Dear Gossips,
Wimbledon, the movie, was on TV last night. I am dealing with a terrible cold. It was the perfect combination. Also, I often daydream about being a championship tennis player or a championship figure skater. So, you know, in my mind Kirsten Dunst was Chinese and Paul Bettany would have actually dated me.
But I’d forgotten about all the other people. Like James McAvoy. He was still working on Shameless. It was before Narnia, before The Last King Of Scotland, he was just about to break. And he plays the dickhead little brother to Bettany’s leading actor. It’s been 8 years and, well, McAvoy probably ranks higher.

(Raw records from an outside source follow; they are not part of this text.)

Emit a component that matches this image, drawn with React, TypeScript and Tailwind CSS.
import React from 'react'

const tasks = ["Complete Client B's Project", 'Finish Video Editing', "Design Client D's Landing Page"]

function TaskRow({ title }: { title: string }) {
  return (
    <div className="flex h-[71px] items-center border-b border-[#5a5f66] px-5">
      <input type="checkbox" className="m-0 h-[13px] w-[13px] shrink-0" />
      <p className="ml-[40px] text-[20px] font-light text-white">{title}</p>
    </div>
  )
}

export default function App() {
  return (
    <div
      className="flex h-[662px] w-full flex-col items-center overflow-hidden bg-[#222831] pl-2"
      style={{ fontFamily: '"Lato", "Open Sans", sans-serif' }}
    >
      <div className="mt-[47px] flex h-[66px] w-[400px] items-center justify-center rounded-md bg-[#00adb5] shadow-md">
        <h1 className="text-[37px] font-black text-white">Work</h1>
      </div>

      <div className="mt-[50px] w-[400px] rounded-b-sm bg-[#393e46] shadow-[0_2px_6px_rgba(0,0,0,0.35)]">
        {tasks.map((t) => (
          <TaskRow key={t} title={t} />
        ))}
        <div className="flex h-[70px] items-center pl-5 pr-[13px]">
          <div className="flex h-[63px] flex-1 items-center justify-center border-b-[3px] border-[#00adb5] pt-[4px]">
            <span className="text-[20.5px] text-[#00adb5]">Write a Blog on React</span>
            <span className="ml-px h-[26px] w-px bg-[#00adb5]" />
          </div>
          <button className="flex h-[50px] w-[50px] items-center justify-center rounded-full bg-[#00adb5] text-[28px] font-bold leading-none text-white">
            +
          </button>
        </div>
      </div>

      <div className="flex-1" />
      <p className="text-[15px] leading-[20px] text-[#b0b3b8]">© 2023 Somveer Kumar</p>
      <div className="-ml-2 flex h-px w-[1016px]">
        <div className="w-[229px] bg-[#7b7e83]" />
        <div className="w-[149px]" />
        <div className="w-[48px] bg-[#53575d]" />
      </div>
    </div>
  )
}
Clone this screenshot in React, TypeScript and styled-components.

If I ever become the Dean of the Faculty of Celebrity Studies at a liberal arts university somewhere in New England, as part of the Hollywood Sliding Doors course, we would talk about why Paul Bettany doesn’t work more. And that goes for his wife Jennifer Connelly too. Both are fine actors. Both receive their share of offers. Bettany in fact was supposed to star in a highly anticipated new pilot for Showtime called Masters Of Sex, based on sex expert William Masters. He dropped out abruptly last month. He also turned down playing Bertie in The King’s Speech, the role for which Colin Firth won the Oscar. Word is Bettany is notoriously skittish about committing to a part. In his situation this hasn’t, at least so far, made him unattractive to casting directors and producers. But it’s also less a matter of playing hard to get than it is about his personal life. Bettany often makes some difficult choices re: family over career. It would be a really good case study.
Am sorry to cancel today’s liveblog but as previously mentioned, I’m too f-cked up from this cold and I’ve used too much energy sh-tting on Scarlet Johansson’s new boyfriend and thinking about why girls don’t ever want their “number” to be higher than 5.